Much of this racket is unavoidable, which may be part of why we have historically shrugged off noise as the price of progress. However, technological advances are now making it easier to deflect, reduce, and contain noise in ways that had not previously been considered.

Traffic noise

A good example is road noise. Most of us just accept that highways are loud, and if we don’t want the noise, we won’t live near one. Technological advances and our understanding of sound have brought products that alert us when exposed to high decibels, so we can remove ourselves from the noise or take action like wearing earplugs. For example, Apple watches have a loud noise alert, and it’s instrumental in preventing damage to our hearing.

With quieter motors, better road surfaces, and modern tires, highways aren’t as significant in the world’s noise equation as they once were. Where we find a lot of noise today is in business.

Nuisance noise

Ordinary nuisance noise is present in almost every business, spanning rattling shopping carts at big-box stores, clanging dishes in a restaurant’s kitchen, and everything in between. Those types of noise can certainly impact business in terms of the pleasantness of the atmosphere for both customers and workers, so many businesses are working to reduce the noise in restaurants.

Production noise

Beyond the areas where customers interact with the business are the production, handling, and storage areas where employees spend most of their time. The traditional strategy for dealing with noise in the workplace has been to provide hearing protection to workers. This method does at least preserve their hearing, but the noise still interferes with communication and makes it difficult for personnel to alert one another to problems or emergencies.

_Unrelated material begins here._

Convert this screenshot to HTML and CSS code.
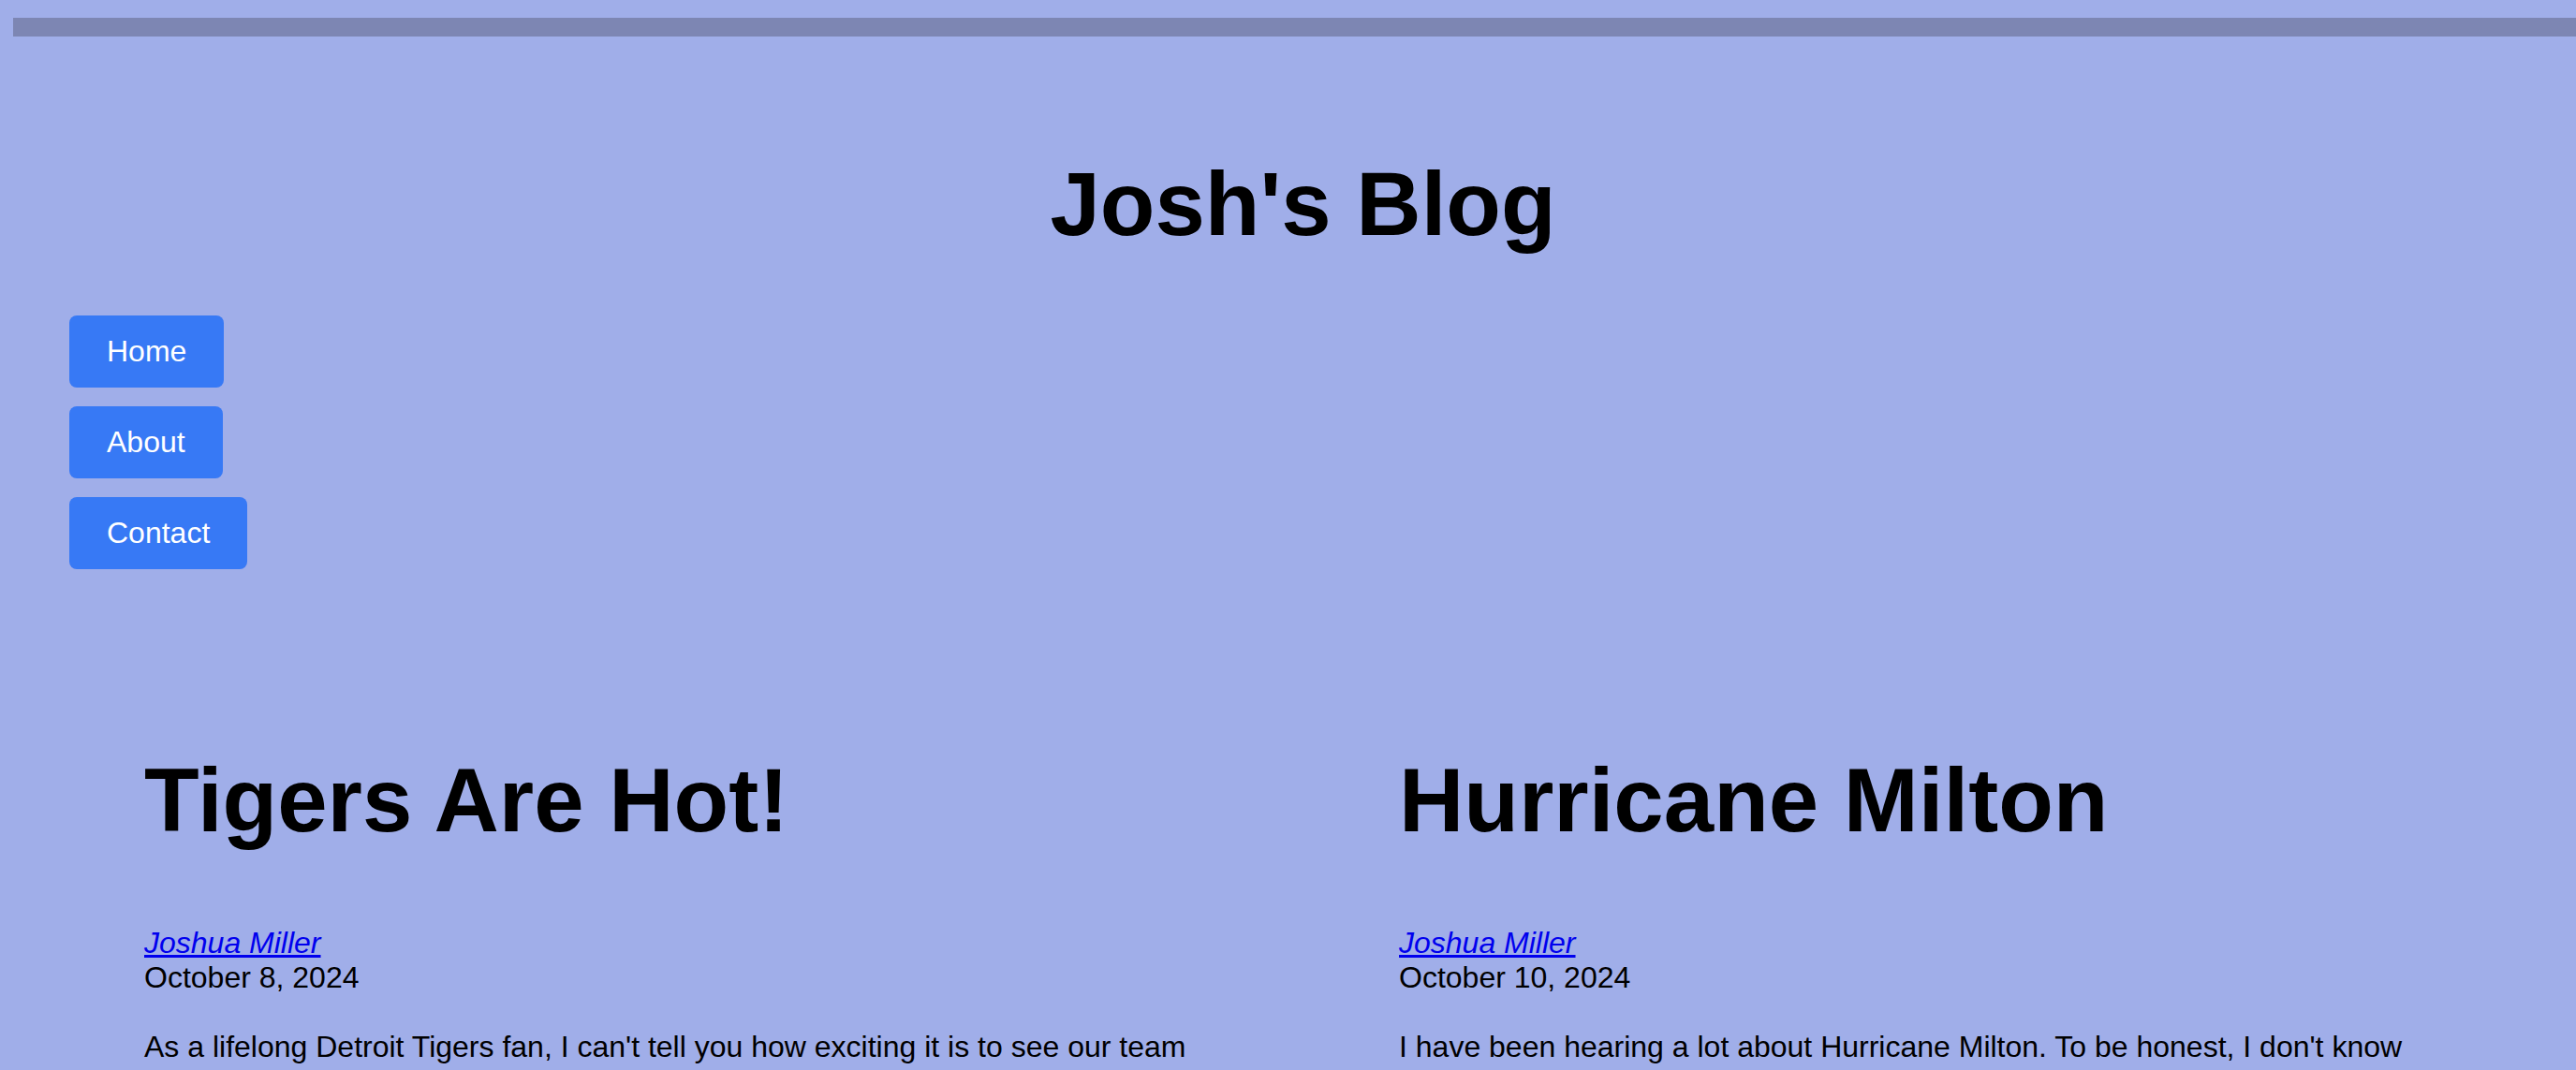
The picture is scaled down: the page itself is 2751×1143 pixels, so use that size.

It can also make it more difficult to detect malfunctions in equipment. The most common first sign of a problem in machinery, just as in your car, is often a change in the sound it makes during operation. These variations are often subtle and can be tough to detect in a noisy environment since the overall noise drowns out any sounds that may indicate a problem.

For those reasons, companies are looking for ways to do more than block noise. They are also seeking to reduce it. Controlling vibration in equipment can be a very effective method for cutting back on the overall noise level, making the workplace safer and more efficient.

Perhaps most troublesome about noise in a workplace is the impact on employees, and this is more than just the potential damage to their hearing. A loud workplace is simply less pleasant to work in. Employees get frustrated when basic communication becomes a chore rather than a simple matter of exchanging a few words. They see their time wasted in communicating simple statements, and the issue could become so pronounced that they choose to work elsewhere.

Additionally, blocking sound from the ears doesn’t necessarily block it from the body. The intense vibrations of equipment are noticed mostly for the noise they make, but that movement can also prove unpleasant to workers, even when they don’t hear much noise. In terms of morale, a noisy workplace makes it impossible to enjoy a little talk on the line or around the water cooler.

Managing sound in business is an important step toward being a good neighbor, keeping equipment at peak level, and providing a pleasant workplace for employees. Make sound control part of your business health and safety policy.